— Start Stored records —

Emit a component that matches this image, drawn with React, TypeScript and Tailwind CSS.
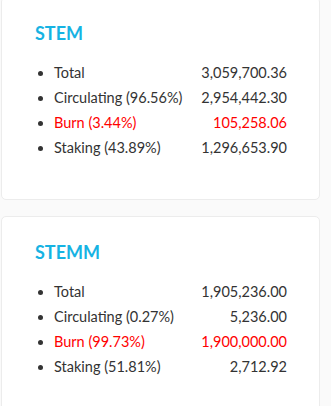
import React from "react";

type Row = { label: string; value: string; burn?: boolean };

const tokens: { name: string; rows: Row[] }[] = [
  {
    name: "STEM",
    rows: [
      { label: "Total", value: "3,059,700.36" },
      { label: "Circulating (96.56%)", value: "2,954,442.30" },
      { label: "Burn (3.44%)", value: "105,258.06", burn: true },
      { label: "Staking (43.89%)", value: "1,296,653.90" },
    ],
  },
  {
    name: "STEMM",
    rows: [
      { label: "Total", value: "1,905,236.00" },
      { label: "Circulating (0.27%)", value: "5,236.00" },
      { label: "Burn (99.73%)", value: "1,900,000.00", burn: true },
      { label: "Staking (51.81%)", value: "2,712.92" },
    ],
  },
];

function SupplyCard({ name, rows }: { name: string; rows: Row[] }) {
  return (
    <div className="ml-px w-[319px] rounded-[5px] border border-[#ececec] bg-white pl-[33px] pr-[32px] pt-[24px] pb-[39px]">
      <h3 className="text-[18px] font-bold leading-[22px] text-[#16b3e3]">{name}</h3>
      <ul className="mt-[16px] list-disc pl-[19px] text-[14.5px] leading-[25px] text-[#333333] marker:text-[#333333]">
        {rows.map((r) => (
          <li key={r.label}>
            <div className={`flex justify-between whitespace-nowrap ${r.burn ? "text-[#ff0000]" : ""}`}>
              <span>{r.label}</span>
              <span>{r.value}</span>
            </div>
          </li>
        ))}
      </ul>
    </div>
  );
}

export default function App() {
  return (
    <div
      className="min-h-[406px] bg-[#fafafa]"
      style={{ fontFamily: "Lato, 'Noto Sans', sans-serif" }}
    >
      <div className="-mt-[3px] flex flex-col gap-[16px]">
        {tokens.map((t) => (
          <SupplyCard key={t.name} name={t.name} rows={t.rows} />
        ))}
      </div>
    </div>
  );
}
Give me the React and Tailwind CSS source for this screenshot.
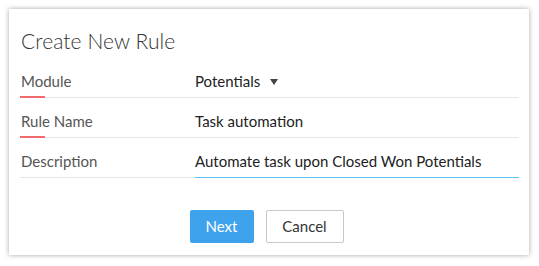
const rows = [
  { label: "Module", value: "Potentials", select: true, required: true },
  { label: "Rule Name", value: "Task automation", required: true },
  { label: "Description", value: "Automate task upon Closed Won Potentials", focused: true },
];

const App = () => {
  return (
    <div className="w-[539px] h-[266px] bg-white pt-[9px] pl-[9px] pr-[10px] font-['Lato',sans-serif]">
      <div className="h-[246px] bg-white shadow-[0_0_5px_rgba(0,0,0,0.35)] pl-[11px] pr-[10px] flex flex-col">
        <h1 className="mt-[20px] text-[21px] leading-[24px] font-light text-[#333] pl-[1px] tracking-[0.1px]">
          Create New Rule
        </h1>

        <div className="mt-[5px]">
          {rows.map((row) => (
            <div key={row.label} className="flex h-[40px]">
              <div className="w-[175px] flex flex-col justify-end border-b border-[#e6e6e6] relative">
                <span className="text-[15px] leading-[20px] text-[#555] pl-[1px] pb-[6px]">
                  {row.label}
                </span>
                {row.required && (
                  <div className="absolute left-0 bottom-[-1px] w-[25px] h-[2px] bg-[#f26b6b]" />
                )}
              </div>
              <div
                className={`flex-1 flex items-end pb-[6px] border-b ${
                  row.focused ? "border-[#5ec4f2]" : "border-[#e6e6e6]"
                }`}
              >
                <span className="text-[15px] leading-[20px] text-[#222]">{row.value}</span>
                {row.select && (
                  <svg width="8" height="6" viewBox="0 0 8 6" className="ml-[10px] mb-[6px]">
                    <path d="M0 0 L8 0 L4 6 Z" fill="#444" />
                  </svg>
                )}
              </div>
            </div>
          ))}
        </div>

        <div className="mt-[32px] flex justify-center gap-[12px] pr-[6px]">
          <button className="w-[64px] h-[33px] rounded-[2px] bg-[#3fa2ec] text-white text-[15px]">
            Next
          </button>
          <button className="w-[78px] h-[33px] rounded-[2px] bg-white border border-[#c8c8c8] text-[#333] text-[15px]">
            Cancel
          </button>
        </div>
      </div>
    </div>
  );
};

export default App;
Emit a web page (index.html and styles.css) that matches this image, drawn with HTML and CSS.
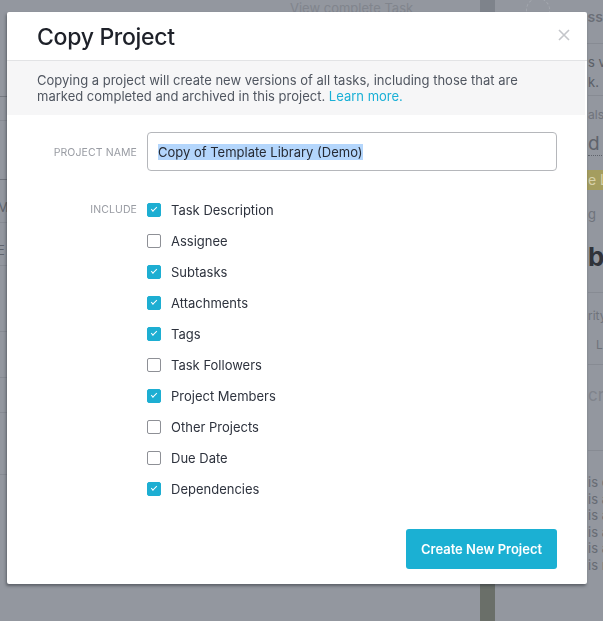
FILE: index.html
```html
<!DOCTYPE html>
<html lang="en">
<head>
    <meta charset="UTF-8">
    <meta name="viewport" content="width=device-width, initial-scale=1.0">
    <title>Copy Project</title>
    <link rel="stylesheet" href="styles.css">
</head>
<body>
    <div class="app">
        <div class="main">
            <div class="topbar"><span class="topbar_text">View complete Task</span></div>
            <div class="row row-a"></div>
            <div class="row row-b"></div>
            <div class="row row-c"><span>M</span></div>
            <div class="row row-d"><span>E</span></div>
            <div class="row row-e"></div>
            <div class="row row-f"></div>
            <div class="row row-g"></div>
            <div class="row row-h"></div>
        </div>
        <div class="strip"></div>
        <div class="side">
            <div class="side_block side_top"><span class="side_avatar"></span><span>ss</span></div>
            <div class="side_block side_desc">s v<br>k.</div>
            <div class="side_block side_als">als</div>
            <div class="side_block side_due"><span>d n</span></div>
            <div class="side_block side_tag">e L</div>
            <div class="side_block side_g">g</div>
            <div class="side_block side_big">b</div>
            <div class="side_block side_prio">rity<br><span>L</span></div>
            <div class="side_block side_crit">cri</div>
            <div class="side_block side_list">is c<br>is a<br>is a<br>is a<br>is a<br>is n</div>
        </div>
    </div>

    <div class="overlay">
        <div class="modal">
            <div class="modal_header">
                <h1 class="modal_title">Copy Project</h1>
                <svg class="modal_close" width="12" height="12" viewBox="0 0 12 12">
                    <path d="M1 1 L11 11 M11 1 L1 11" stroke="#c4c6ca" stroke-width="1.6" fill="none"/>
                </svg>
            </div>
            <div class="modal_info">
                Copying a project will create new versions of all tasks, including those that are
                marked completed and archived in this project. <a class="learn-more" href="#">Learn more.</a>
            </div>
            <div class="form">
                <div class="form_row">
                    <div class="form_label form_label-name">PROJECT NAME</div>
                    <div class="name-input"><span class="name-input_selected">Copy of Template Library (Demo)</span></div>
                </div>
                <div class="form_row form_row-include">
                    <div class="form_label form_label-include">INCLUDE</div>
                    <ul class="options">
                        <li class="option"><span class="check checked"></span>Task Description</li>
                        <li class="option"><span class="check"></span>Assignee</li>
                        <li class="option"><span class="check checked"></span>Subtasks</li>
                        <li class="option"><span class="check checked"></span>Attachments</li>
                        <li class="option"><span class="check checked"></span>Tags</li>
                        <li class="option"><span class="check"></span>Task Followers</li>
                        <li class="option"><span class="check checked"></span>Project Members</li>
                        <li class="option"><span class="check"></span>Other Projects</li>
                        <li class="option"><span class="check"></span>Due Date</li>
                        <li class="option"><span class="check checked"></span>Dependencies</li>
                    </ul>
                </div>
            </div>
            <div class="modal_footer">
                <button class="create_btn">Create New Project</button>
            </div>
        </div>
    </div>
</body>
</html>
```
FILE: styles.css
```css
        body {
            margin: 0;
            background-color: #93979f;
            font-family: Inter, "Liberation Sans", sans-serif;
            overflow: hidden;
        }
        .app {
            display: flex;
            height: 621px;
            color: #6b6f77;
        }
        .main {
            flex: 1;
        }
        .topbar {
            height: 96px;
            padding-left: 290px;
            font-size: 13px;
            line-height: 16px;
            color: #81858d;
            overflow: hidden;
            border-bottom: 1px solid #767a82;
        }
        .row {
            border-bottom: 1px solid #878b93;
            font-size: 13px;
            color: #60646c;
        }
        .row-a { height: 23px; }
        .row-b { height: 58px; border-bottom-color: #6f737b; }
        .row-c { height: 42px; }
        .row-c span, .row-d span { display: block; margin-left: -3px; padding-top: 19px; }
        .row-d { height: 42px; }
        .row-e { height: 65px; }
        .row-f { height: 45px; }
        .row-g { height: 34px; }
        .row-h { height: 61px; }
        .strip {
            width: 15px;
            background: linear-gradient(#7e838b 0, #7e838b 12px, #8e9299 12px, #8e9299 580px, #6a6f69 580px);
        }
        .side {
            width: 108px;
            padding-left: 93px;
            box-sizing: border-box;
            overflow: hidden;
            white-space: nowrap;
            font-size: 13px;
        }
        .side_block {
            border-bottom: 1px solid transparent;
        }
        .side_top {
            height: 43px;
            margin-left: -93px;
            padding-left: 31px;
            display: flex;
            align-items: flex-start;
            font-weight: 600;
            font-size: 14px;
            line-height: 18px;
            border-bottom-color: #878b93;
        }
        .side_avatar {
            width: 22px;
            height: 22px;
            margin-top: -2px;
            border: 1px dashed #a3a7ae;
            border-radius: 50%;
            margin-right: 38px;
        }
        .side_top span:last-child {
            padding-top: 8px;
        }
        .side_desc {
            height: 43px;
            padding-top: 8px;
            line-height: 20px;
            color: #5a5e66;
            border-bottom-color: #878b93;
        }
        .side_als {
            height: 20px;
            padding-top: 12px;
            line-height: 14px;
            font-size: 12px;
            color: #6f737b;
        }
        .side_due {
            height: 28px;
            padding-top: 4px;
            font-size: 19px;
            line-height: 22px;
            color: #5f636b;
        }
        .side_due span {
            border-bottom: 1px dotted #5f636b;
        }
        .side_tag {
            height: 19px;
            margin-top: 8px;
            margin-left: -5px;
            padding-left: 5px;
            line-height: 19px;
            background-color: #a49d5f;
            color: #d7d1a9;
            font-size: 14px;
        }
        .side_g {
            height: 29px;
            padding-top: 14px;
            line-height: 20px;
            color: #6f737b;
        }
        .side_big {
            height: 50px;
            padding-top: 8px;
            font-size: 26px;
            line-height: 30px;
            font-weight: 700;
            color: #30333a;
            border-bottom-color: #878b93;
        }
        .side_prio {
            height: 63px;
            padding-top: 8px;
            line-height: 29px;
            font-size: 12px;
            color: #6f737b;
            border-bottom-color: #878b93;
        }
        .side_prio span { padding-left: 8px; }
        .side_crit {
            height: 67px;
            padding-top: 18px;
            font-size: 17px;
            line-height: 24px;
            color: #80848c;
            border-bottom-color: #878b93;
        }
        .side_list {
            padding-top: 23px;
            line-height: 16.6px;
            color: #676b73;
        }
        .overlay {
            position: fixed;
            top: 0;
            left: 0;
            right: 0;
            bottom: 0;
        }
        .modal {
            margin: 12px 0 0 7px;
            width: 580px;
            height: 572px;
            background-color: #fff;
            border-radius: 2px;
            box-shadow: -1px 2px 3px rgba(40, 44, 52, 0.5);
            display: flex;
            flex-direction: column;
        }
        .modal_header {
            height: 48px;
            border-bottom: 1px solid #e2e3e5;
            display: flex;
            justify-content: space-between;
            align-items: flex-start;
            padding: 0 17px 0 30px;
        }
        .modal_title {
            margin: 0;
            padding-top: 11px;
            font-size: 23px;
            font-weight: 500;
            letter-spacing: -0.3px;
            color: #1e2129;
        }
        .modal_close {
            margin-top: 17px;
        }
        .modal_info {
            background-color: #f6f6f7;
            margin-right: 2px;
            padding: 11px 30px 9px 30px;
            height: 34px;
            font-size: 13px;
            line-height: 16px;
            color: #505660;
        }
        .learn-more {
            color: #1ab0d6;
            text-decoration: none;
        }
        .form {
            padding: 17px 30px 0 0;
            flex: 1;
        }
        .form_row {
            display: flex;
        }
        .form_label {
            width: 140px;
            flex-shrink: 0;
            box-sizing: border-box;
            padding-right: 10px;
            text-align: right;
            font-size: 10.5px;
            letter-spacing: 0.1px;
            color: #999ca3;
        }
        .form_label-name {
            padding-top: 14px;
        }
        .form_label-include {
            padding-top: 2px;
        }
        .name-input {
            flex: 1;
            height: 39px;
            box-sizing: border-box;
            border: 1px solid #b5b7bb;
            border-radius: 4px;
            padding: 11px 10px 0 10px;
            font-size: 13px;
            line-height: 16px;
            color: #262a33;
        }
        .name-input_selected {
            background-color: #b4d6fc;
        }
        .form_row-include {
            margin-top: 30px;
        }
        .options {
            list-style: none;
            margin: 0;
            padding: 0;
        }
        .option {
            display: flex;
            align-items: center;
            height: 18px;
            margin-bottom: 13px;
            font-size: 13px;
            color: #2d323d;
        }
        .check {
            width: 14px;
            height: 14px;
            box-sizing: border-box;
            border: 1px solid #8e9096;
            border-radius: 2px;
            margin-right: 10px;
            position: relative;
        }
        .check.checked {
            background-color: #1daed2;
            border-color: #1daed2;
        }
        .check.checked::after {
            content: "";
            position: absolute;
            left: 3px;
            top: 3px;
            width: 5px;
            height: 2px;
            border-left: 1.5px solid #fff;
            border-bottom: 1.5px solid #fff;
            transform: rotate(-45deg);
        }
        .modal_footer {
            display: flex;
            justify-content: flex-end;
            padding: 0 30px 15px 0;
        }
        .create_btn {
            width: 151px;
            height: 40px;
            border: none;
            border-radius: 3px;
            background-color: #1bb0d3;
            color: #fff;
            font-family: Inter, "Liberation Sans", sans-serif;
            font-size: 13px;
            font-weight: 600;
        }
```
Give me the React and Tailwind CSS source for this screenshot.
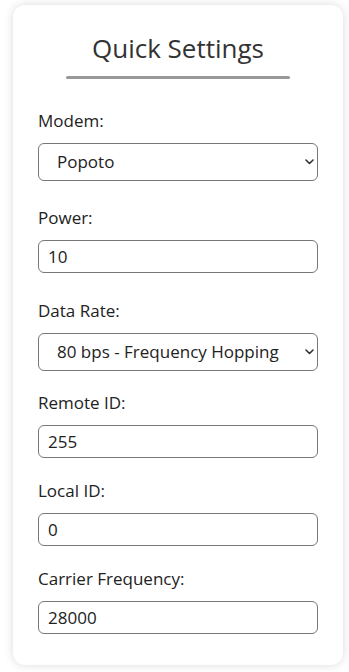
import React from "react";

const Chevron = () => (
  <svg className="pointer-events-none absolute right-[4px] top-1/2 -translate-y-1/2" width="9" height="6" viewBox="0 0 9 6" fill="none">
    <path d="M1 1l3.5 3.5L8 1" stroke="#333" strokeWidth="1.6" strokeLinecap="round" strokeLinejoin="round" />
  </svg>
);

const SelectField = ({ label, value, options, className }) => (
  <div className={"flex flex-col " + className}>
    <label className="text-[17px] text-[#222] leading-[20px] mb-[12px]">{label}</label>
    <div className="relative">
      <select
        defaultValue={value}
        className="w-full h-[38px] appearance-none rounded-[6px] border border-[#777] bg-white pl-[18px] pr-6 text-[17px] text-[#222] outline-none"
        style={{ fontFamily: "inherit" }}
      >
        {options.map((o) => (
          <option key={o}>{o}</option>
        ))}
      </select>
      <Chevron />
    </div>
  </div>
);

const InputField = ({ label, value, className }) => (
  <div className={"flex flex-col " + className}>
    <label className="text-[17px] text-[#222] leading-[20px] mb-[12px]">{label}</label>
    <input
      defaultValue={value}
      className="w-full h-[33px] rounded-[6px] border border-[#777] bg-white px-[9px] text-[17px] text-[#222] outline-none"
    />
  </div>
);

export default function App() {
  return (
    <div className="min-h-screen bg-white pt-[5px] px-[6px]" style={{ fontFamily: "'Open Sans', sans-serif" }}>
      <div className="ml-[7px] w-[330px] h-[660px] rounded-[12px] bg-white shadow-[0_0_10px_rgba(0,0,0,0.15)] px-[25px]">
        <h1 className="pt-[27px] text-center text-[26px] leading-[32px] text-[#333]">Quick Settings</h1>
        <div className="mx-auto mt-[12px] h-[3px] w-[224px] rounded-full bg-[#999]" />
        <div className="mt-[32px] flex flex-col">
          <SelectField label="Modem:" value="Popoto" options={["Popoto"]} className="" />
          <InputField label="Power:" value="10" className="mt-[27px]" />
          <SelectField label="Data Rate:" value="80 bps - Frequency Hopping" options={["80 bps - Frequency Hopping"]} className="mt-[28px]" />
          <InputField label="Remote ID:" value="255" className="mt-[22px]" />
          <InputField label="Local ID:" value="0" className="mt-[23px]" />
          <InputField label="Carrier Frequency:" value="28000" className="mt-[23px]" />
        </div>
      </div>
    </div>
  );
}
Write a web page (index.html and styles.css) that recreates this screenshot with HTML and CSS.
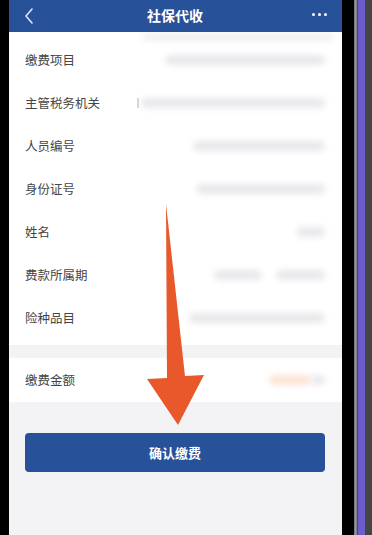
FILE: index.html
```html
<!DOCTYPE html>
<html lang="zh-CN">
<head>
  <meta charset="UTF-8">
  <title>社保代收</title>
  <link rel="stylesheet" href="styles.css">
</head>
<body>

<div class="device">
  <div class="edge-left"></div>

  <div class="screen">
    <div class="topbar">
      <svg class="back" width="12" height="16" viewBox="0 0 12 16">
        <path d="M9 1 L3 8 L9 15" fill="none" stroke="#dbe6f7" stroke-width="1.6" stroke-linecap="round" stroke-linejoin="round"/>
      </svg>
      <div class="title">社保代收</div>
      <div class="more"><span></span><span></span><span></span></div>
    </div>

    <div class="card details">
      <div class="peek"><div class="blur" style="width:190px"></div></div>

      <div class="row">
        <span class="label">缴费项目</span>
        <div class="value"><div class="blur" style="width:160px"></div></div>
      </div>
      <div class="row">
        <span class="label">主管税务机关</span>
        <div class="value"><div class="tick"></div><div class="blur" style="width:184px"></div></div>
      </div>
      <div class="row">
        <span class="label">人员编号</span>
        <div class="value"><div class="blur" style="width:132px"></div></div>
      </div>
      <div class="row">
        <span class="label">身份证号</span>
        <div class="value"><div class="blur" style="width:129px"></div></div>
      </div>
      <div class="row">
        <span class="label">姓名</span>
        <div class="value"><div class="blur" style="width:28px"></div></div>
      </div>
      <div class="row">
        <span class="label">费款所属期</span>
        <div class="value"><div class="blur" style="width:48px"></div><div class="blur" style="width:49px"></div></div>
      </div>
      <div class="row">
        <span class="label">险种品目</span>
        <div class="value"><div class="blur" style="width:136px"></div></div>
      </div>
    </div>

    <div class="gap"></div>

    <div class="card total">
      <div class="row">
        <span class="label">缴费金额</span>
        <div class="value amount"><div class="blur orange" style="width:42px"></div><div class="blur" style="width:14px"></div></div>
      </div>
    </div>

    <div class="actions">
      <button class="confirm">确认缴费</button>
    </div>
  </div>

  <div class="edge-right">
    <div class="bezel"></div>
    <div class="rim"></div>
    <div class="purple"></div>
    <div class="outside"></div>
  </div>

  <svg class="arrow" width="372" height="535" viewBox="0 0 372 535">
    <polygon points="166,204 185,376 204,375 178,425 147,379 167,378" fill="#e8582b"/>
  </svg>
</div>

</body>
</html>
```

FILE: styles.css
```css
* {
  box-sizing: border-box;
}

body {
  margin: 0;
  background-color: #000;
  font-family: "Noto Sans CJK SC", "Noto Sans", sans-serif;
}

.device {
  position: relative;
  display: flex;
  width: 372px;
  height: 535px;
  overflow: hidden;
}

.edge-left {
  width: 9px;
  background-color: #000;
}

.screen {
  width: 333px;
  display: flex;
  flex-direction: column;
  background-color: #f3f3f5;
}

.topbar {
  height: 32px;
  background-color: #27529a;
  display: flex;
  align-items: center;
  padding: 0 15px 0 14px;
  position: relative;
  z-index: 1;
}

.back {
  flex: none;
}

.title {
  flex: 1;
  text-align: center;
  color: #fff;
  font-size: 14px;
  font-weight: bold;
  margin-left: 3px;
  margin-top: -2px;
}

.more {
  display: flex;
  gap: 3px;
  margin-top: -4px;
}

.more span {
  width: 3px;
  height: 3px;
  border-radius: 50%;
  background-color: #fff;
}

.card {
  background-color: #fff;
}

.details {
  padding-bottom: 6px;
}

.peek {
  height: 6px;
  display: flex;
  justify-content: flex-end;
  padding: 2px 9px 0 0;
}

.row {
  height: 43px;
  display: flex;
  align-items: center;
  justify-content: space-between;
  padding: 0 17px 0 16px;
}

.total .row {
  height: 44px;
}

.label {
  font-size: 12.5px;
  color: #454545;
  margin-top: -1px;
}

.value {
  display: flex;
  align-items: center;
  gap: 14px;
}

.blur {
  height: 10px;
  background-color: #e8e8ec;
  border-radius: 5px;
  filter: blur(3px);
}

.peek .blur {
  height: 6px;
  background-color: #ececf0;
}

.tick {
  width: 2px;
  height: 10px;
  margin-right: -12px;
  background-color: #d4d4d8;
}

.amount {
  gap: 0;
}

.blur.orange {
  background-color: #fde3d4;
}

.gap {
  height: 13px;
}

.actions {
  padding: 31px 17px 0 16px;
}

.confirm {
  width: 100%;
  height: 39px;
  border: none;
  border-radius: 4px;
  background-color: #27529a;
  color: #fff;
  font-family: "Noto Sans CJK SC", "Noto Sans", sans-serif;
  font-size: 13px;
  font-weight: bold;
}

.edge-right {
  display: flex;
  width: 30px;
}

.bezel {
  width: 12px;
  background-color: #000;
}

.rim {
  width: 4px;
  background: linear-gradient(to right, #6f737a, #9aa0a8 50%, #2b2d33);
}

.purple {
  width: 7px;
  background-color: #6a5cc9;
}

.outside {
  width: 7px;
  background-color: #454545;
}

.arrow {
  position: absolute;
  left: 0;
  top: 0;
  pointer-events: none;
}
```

— End Stored records —

### Task brief:
Only the lines from the start of the records above through the line containing "string; value: string;" should be returned, exactly and with both ends, please; the pictures stay out.

### Solution for this task:
Emit a component that matches this image, drawn with React, TypeScript and Tailwind CSS.
import React from "react";

type Row = { label: string; value: string; burn?: boolean };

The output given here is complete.